E con l’aggiunta di un ulteriore 0,5 nei casi dei calciatori, proprio vista la particolare condizione. Insomma, la misura del rientro dei cervelli, con il tempo, si è rivelato un grande affare per le società di calcio, dalla serie A fino alla Lega pro. Molte operazioni di mercato ne hanno beneficiato.
L’affare è ottimo sia per le società che per i singoli calciatori. Da un lato i club possono garantire un ingaggio netto più elevato, risparmiando qualcosa, mentre dall’altra parte gli atleti godono di una sensibile riduzione della tassazione. Stimabile, salvo elementi variabili come i bonus, in oltre un milione ogni cinque di ingaggio.
Una norma abusata
Di fronte a questo scenario, c’è stata la denuncia dell’Associazione italiana calciatori (Aic) sull’abuso della norma, a discapito dei vivai. Investire sui giovani era diventato poco conveniente. Per questo motivo il senatore del Partito democratico, Tommaso Nannicini, ha presentato un emendamento, poi approvato, al decreto Crescita, fissando qualche paletto in più.
Per ricevere lo sgravio bisogna che il giocatore abbia almeno venti anni e un ingaggio superiore a un milione di euro. In modo che non si prendano atleti a prezzi di saldo e si ottenga lo sgravio. «Abbiamo cercato di limitare una distorsione», dice Nannicini. La ragione, secondo il parlamentare del Pd, è che «non era più un incentivo, ma una droga al calciomercato.

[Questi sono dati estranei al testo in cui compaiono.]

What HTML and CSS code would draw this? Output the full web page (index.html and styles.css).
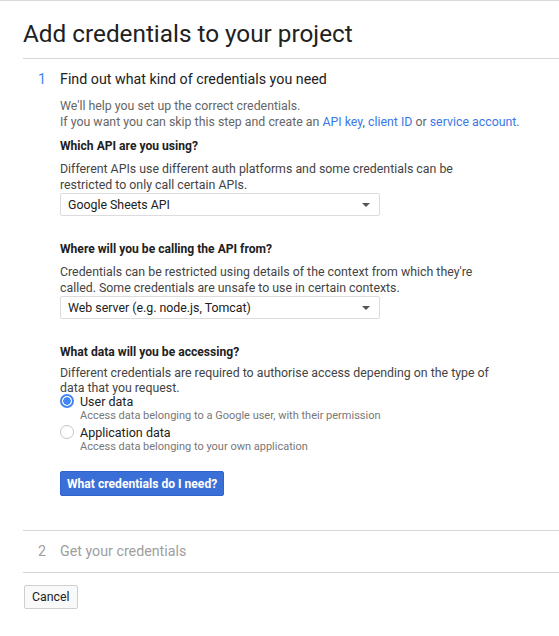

Non c’è nessun intento autarchico, semplicemente la necessità di correggere qualcosa che non andava. Perché di fatto non c’era più alcun investimento sulla primavera delle squadre». In un primo momento, a Palazzo Madama si era addirittura pensato di cancellare la misura, ma le società di serie A sono insorte, chiedendo al massimo una correzione minima. Il compromesso è stato raggiunto, incontrando anche la soddisfazione dell’Aic. Per gli altri sport, come il basket, è stata invece individuata una soglia più bassa con l’ingaggio di 500mila euro.